De Staatssecretaris van Financiën heeft op 17 september 2019 het wetsvoorstel Wet fiscale maatregelen Klimaatakkoord naar de Tweede Kamer gestuurd. Het is de bedoeling dat de meeste voorstellen in werking treden met ingang van 1 januari 2020.
Dit wetsvoorstel bevat voorstellen ter uitwerking van de fiscale maatregelen uit het Klimaatakkoord, met uitzondering van de in het Klimaatakkoord voorziene introductie van een CO2-heffing voor de industrie en de aanpassing van de salderingsregeling en de zogenoemde postcoderoos in de energiebelasting. Naast uitvoering aan het Klimaatakkoord geeft het kabinet uitvoering aan het Urgenda-vonnis. Een van de voorgestelde maatregelen betreft het betrekken van buitenlands afval in de heffing van de afvalstoffenbelasting.

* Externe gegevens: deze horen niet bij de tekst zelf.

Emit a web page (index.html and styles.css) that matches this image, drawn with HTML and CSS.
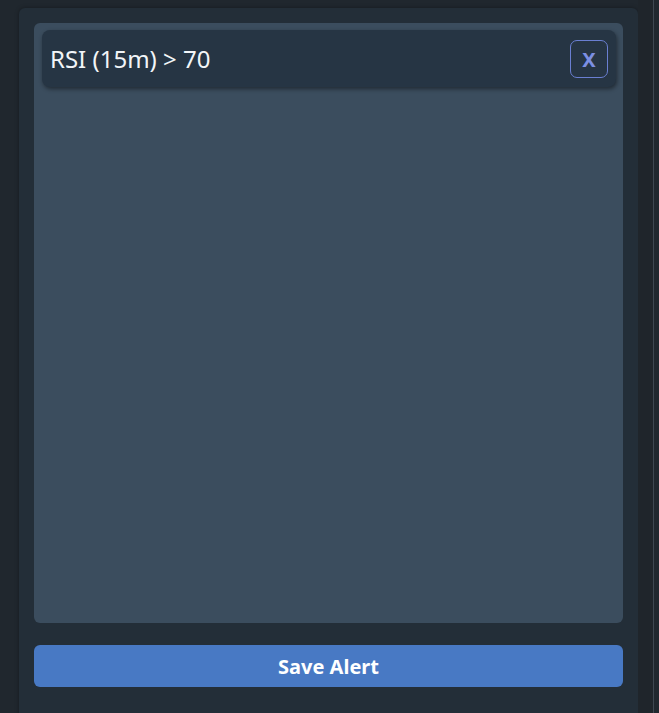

Klimaatakkoord – mobiliteit
Het kabinet wil de fiscale stimulering van emissievrije auto’s met stapsgewijze aanpassingen doorzetten tot en met 2025. Daarnaast zal het kabinet onderzoek doen naar en waar mogelijk al voorbereidingen treffen voor een ander systeem van autobelastingen gericht op het betalen naar gebruik na 2025.
Accijns
Ter dekking van de aan de stimulering van emissievrij rijden verbonden kosten is geen sprake van lastenverhoging op bezit voor de fossiele rijder. Wel zal de accijns op diesel per 2021 en wederom per 2023 worden verhoogd met 1 cent per liter.
Bijtelling
De huidige korting op de bijtelling zal ook na 2020 voor nieuwe elektrische auto’s van de zaak worden gecontinueerd. Wel zal deze korting op de bijtelling in stappen worden afgebouwd tot uiteindelijk nul vanaf 1 januari 2026. De zogenoemde cap, zijnde het deel van de catalogusprijs waarop de korting van thans 18%-punt van toepassing is, wordt op grond van de voorgestelde wijzigingen in 2021 verlaagd tot € 40.000 en daarna niet meer aangepast. Met ingang van 1 januari 2026 verliest de cap zijn belang.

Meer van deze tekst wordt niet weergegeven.